Has anyone ever used a Reptarium cage as a outdoor day time enclosure for leopard hatchlings? I'm looking to get the 260 gallon model to house my leopard hatchlings outside during the day while I'm at work and there is quite a bit of wild life here and I'm concerned for their safety.

Here's a link to the Reptarium:

http://lllreptile.com/store/catalog...ium-accessories/-/260-gallon-basic-reptarium/

Thanks,
Scott


----------



## Blgreek08 (Sep 1, 2013)

I used to have those for my chameleons. I kept them on my deck in the summer. It depends how big and strong your babies are and what animals are about. They are not the strongest screen in the world. It can tear really easy. My large chameleon broke out a few times. One if his sticks made a small tear and he used it to his advantage. He is the one in the pic

Sent from my DROID RAZR using TortForum mobile app


----------



## DevilsLettuce (Sep 1, 2013)

That's a handsome veiled

I've never seen a Reptarium in person but if your veiled was able to break out I don't think it's the greatest idea to use it for leopards. I was thinking about getting one for my panther Cham but now I'm having second thoughts. What do you use for your veiled now?


----------



## Tom (Sep 1, 2013)

http://www.tortoiseforum.org/thread-30683.html

Here's an idea for you. Much bigger, much more secure and cheaper too.


----------



## TommyZ (Sep 1, 2013)

In the add you see for bunny cages all over TFO, tbey have a set up.sorta like Toms setup he showed ya. Its a 150$ i think, and seems good quality, id check it out, ill see if i can find u a link. 

Sent from my SCH-I535 using TortForum mobile app




TommyZ said:


> In the add you see for bunny cages all over TFO, tbey have a set up.sorta like Toms setup he showed ya. Its a 150$ i think, and seems good quality, id check it out, ill see if i can find u a link.
> 
> Sent from my SCH-I535 using TortForum mobile app



Got it:

http://www.hayneedle.com/product/trixienaturaoutdoorruncover.cfm?SOURCE=tellapart


----------



## DevilsLettuce (Sep 1, 2013)

That bunny cage is awesome but I think I would have to make a wire bottom for it cause my P.P is an expert burrowed for his size.

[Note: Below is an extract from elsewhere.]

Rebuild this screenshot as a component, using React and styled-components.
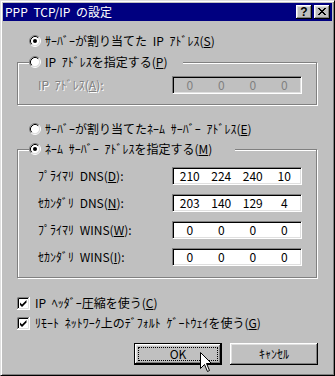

Tom I've seen that thread. Was going to do something similar to that when I have the time and know exactly where I want to put it. I kind of want something I can move around the yard for the moment


----------



## Tom (Sep 1, 2013)

The rabbit cage looks pretty good to me too then.

You might need a visual barrier of some sort around the bottom, but the tortoise will let you know.


----------



## DevilsLettuce (Sep 1, 2013)

Ya didn't think about that, thanks Tom


----------